Exercise brief
Transcribe the material word for word, but without the images.
▼
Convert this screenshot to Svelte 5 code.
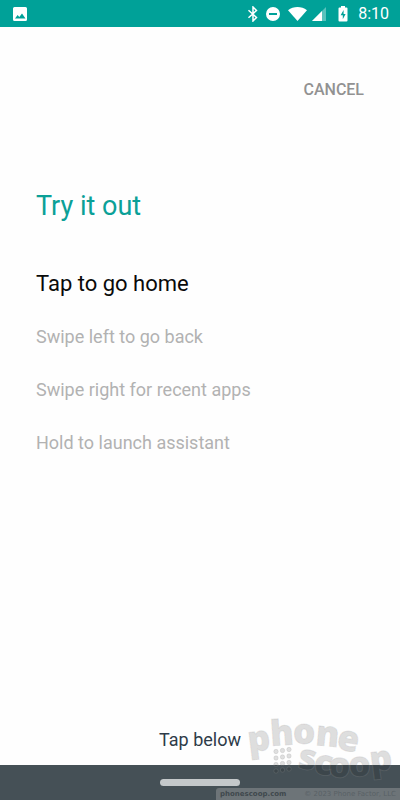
<script>
  const steps = [
    'Tap to go home',
    'Swipe left to go back',
    'Swipe right for recent apps',
    'Hold to launch assistant'
  ];
  let current = $state(0);
  const dots = [0, 1, 2, 3].flatMap((row) => [0, 1, 2].map((col) => ({ row, col })));
</script>

<div class="screen">
  <header class="status">
    <svg class="picture" width="14" height="14" viewBox="0 0 14 14" aria-label="Screenshot saved">
      <path fill="#fff" fill-rule="evenodd" d="M1.500 0h11A1.500 1.500 0 0 1 14 1.500v11a1.500 1.500 0 0 1-1.500 1.500h-11A1.500 1.500 0 0 1 0 12.500v-11A1.500 1.500 0 0 1 1.500 0zM2 11.500h10.500L9 6.500 6.300 10 4.600 8z" />
    </svg>
    <div class="indicators">
      <svg width="12" height="16" viewBox="0 0 12 16" aria-label="Bluetooth">
        <path d="M1.500 4.300 9.500 11.500 6 15V1l3.500 3.500-8 7.200" fill="none" stroke="#fff" stroke-width="1.500" />
      </svg>
      <svg class="dnd" width="14" height="14" viewBox="0 0 14 14" aria-label="Do not disturb">
        <path fill="#fff" fill-rule="evenodd" d="M7 0a7 7 0 1 1 0 14A7 7 0 0 1 7 0zM3 5.900v2.200h8V5.900z" />
      </svg>
      <svg class="wifi" width="19" height="14" viewBox="0 0 19 14" aria-label="Wi-Fi">
        <path fill="#fff" d="M9.500 14 0 3.200C5.500-1 13.500-1 19 3.200z" />
      </svg>
      <svg class="cell" width="14" height="14" viewBox="0 0 14 14" aria-label="Mobile signal">
        <path fill="#fff" opacity=".35" d="M14 0v14H0z" />
        <path fill="#fff" d="M10 4v10H0z" />
      </svg>
      <svg class="battery" width="10" height="16" viewBox="0 0 10 16" aria-label="Battery charging">
        <path fill="#fff" fill-rule="evenodd" d="M3 0h4v1.600h1.500q1 0 1 1v12q0 1-1 1h-7q-1 0-1-1v-12q0-1 1-1H3zM5.600 4 2.600 9.300h2.200v4L7.600 8H5.600z" />
      </svg>
      <time>8:10</time>
    </div>
  </header>

  <main>
    <div class="actions"><button class="cancel" type="button" onclick={() => (current = 0)}>CANCEL</button></div>
    <h1>Try it out</h1>
    <ol>
      {#each steps as step, i}
        <li class:active={i === current}>{step}</li>
      {/each}
    </ol>
    <p class="hint">Tap below</p>
  </main>

  <nav>
    <button class="home" type="button" aria-label="Home" onclick={() => (current = Math.min(current + 1, 3))}></button>
  </nav>

  <div class="watermark">
    <svg width="152" height="72" viewBox="248 714 152 72">
      <g class="mark">
        <text x="249 271 293 315 336" y="752 746 744 745 749" rotate="-7 -4 0 5 9">phone</text>
        <text x="297 313 328 349 371" y="768 774 777 777 772" rotate="9 6 2 -3 -7">scoop</text>
        {#each dots as { row, col }}
          <circle cx={276 + col * 6.5} cy={751.5 + row * 6.5 - col} r="2.2" />
        {/each}
      </g>
    </svg>
    <div class="credit"><b>phonescoop.com</b><span>© 2023 Phone Factor, LLC</span></div>
  </div>
</div>

<style>
  :global(body) { margin: 0; background: #fff; }
  .screen {
    position: relative;
    display: flex;
    flex-direction: column;
    min-height: 100vh;
    font-family: Roboto, sans-serif;
    background: #fefefe;
  }
  .status {
    display: flex;
    align-items: center;
    justify-content: space-between;
    height: 27px;
    padding: 0 11px 0 13px;
    background: #00a198;
    color: #fff;
  }
  .indicators { display: flex; align-items: center; }
  .dnd { margin-left: 7px; }
  .wifi { margin-left: 8px; }
  .cell { margin-left: 5px; }
  .battery { margin-left: 12px; }
  time { margin-left: 10px; font-size: 16px; line-height: 20px; }
  main {
    flex: 1;
    display: flex;
    flex-direction: column;
    padding: 49px 36px 12px;
  }
  .actions { display: flex; justify-content: flex-end; }
  button { border: 0; padding: 0; cursor: pointer; font-family: inherit; }
  .cancel {
    background: none;
    color: #929292;
    font-size: 16px;
    font-weight: 500;
    line-height: 28px;
  }
  h1 {
    margin: 86px 0 0;
    color: #0ba097;
    font-size: 27px;
    font-weight: 400;
    line-height: 32px;
  }
  ol { margin: 48px 0 0; padding: 0; list-style: none; }
  li { margin-bottom: 25px; color: #b2b2b2; font-size: 18px; line-height: 28px; }
  li.active { color: #0a0a0a; font-size: 22px; }
  .hint {
    margin: auto 0 0;
    color: #2e3b48;
    font-size: 18px;
    line-height: 26px;
    text-align: center;
  }
  nav {
    display: flex;
    align-items: center;
    justify-content: center;
    height: 35px;
    background: #455056;
  }
  .home { width: 80px; height: 7px; border-radius: 4px; background: #c4c8ca; }
  .watermark {
    position: absolute;
    right: 0;
    bottom: 0;
    display: flex;
    flex-direction: column;
    align-items: flex-end;
    pointer-events: none;
  }
  .watermark svg { display: block; margin-bottom: 2px; overflow: visible; }
  .mark { fill: rgba(0, 0, 0, 0.12); stroke: rgba(150, 150, 150, 0.22); stroke-width: 1px; }
  .mark text { font: 800 35px "Open Sans", sans-serif; }
  .credit {
    display: flex;
    justify-content: space-between;
    box-sizing: border-box;
    width: 184px;
    height: 12px;
    padding: 0 4px;
    border-radius: 3px 0 0 0;
    background: #6d7478;
    color: #596166;
    font: 7px/12px "DejaVu Sans", sans-serif;
    white-space: nowrap;
  }
  .credit b { color: #3f484d; }
</style>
▲
Answer in full
Convert this screenshot to Svelte 5 code.
<script>
  const steps = [
    'Tap to go home',
    'Swipe left to go back',
    'Swipe right for recent apps',
    'Hold to launch assistant'
  ];
  let current = $state(0);
  const dots = [0, 1, 2, 3].flatMap((row) => [0, 1, 2].map((col) => ({ row, col })));
</script>

<div class="screen">
  <header class="status">
    <svg class="picture" width="14" height="14" viewBox="0 0 14 14" aria-label="Screenshot saved">
      <path fill="#fff" fill-rule="evenodd" d="M1.500 0h11A1.500 1.500 0 0 1 14 1.500v11a1.500 1.500 0 0 1-1.500 1.500h-11A1.500 1.500 0 0 1 0 12.500v-11A1.500 1.500 0 0 1 1.500 0zM2 11.500h10.500L9 6.500 6.300 10 4.600 8z" />
    </svg>
    <div class="indicators">
      <svg width="12" height="16" viewBox="0 0 12 16" aria-label="Bluetooth">
        <path d="M1.500 4.300 9.500 11.500 6 15V1l3.500 3.500-8 7.200" fill="none" stroke="#fff" stroke-width="1.500" />
      </svg>
      <svg class="dnd" width="14" height="14" viewBox="0 0 14 14" aria-label="Do not disturb">
        <path fill="#fff" fill-rule="evenodd" d="M7 0a7 7 0 1 1 0 14A7 7 0 0 1 7 0zM3 5.900v2.200h8V5.900z" />
      </svg>
      <svg class="wifi" width="19" height="14" viewBox="0 0 19 14" aria-label="Wi-Fi">
        <path fill="#fff" d="M9.500 14 0 3.200C5.500-1 13.500-1 19 3.200z" />
      </svg>
      <svg class="cell" width="14" height="14" viewBox="0 0 14 14" aria-label="Mobile signal">
        <path fill="#fff" opacity=".35" d="M14 0v14H0z" />
        <path fill="#fff" d="M10 4v10H0z" />
      </svg>
      <svg class="battery" width="10" height="16" viewBox="0 0 10 16" aria-label="Battery charging">
        <path fill="#fff" fill-rule="evenodd" d="M3 0h4v1.600h1.500q1 0 1 1v12q0 1-1 1h-7q-1 0-1-1v-12q0-1 1-1H3zM5.600 4 2.600 9.300h2.200v4L7.600 8H5.600z" />
      </svg>
      <time>8:10</time>
    </div>
  </header>

  <main>
    <div class="actions"><button class="cancel" type="button" onclick={() => (current = 0)}>CANCEL</button></div>
    <h1>Try it out</h1>
    <ol>
      {#each steps as step, i}
        <li class:active={i === current}>{step}</li>
      {/each}
    </ol>
    <p class="hint">Tap below</p>
  </main>

  <nav>
    <button class="home" type="button" aria-label="Home" onclick={() => (current = Math.min(current + 1, 3))}></button>
  </nav>

  <div class="watermark">
    <svg width="152" height="72" viewBox="248 714 152 72">
      <g class="mark">
        <text x="249 271 293 315 336" y="752 746 744 745 749" rotate="-7 -4 0 5 9">phone</text>
        <text x="297 313 328 349 371" y="768 774 777 777 772" rotate="9 6 2 -3 -7">scoop</text>
        {#each dots as { row, col }}
          <circle cx={276 + col * 6.5} cy={751.5 + row * 6.5 - col} r="2.2" />
        {/each}
      </g>
    </svg>
    <div class="credit"><b>phonescoop.com</b><span>© 2023 Phone Factor, LLC</span></div>
  </div>
</div>

<style>
  :global(body) { margin: 0; background: #fff; }
  .screen {
    position: relative;
    display: flex;
    flex-direction: column;
    min-height: 100vh;
    font-family: Roboto, sans-serif;
    background: #fefefe;
  }
  .status {
    display: flex;
    align-items: center;
    justify-content: space-between;
    height: 27px;
    padding: 0 11px 0 13px;
    background: #00a198;
    color: #fff;
  }
  .indicators { display: flex; align-items: center; }
  .dnd { margin-left: 7px; }
  .wifi { margin-left: 8px; }
  .cell { margin-left: 5px; }
  .battery { margin-left: 12px; }
  time { margin-left: 10px; font-size: 16px; line-height: 20px; }
  main {
    flex: 1;
    display: flex;
    flex-direction: column;
    padding: 49px 36px 12px;
  }
  .actions { display: flex; justify-content: flex-end; }
  button { border: 0; padding: 0; cursor: pointer; font-family: inherit; }
  .cancel {
    background: none;
    color: #929292;
    font-size: 16px;
    font-weight: 500;
    line-height: 28px;
  }
  h1 {
    margin: 86px 0 0;
    color: #0ba097;
    font-size: 27px;
    font-weight: 400;
    line-height: 32px;
  }
  ol { margin: 48px 0 0; padding: 0; list-style: none; }
  li { margin-bottom: 25px; color: #b2b2b2; font-size: 18px; line-height: 28px; }
  li.active { color: #0a0a0a; font-size: 22px; }
  .hint {
    margin: auto 0 0;
    color: #2e3b48;
    font-size: 18px;
    line-height: 26px;
    text-align: center;
  }
  nav {
    display: flex;
    align-items: center;
    justify-content: center;
    height: 35px;
    background: #455056;
  }
  .home { width: 80px; height: 7px; border-radius: 4px; background: #c4c8ca; }
  .watermark {
    position: absolute;
    right: 0;
    bottom: 0;
    display: flex;
    flex-direction: column;
    align-items: flex-end;
    pointer-events: none;
  }
  .watermark svg { display: block; margin-bottom: 2px; overflow: visible; }
  .mark { fill: rgba(0, 0, 0, 0.12); stroke: rgba(150, 150, 150, 0.22); stroke-width: 1px; }
  .mark text { font: 800 35px "Open Sans", sans-serif; }
  .credit {
    display: flex;
    justify-content: space-between;
    box-sizing: border-box;
    width: 184px;
    height: 12px;
    padding: 0 4px;
    border-radius: 3px 0 0 0;
    background: #6d7478;
    color: #596166;
    font: 7px/12px "DejaVu Sans", sans-serif;
    white-space: nowrap;
  }
  .credit b { color: #3f484d; }
</style>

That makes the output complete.